I have 3 friends but I don’t want friends anymore. It’s too much for me to handle.
Thought about ending my life tonight. Took prn instead.
Is it ok to have no friends? I’ll feel shitty either way I suppose. Either too anxious or too depressed on top of the sz. Pick a poison, I suppose, right???
i think we should have a few consistent friends atleast. no man is an island. we need friends. its gotta be give and take in life. we cant do it on our own. we all, mentally healthy or not, need a support system
You need to learn to be comfortable in your own skin.
People crave company cos they cant handle being alone - hence you get the posts on here from desperates moaning cos they have not got the result they wanted from some poxy online dating site.
I have no friends IRL. I’ve had less than a handful of friends in the 67 years I’ve been alive.I’ve made several attempts at socialising more, as that is seen as a significant part of the recovery process. All have been varying degrees of failure. I don’t come across well in real life situations. Comparatively speaking I do better online, but in terms of how much I’m liked or would be missed I’m still rather low down on the totem pole.

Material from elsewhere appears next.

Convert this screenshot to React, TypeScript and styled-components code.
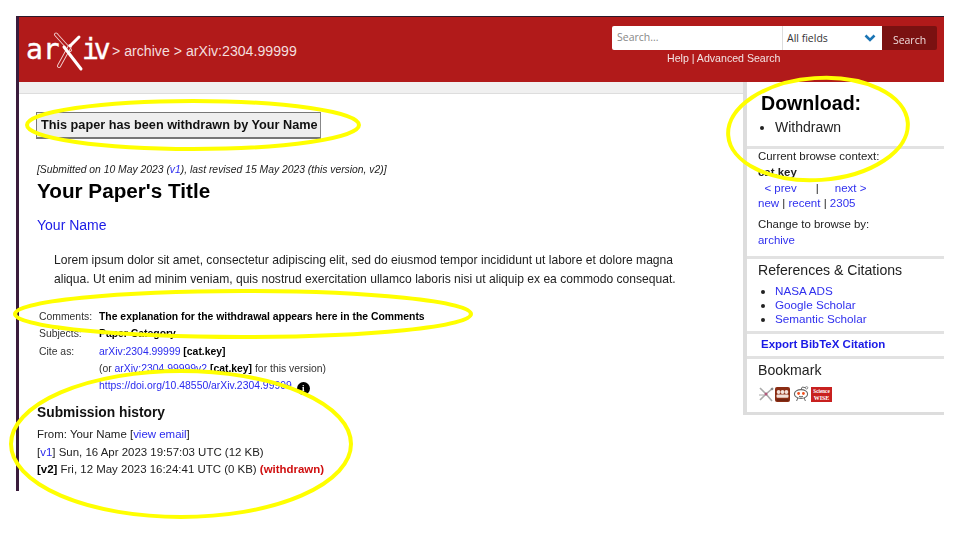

Very few people look beyond my undoubted personal flaws. Flaws we all have in some way or other. I have some vague memory of reading that first impressions matter. How you present yourself to others. I fail miserably on that score. I just do relatively better online than IRL.
There is one group of people that don’t see my social ineptitude as a deal breaker. For whatever reason they ask to be friends. I very rarely send a friendship request. Too scared of rejection.
I’ll take social anxiety while going out with friends over loneliness, any day.
Fortunately, my small circle of friends have all been acquainted with my illness and they are still sticking around. Therefore I usually feel comfortable in their presence.
I think you should like the friends you have and there is mutual obligation to companionship. I have minimal friends right now and I am content… I want friends but with similar goals and it’s gotta be by my terms now! Sadly no one really stands out to me as friend worthy… maybe I have a high expectation, but I feel I’ve been let down! Hence my stance….
Like @firemonkey, I’ve had less than a handful of friends in the 64 years that I’ve been alive. I have three IRL friends today. And two of those are questionable. And I’m suspicious of the third.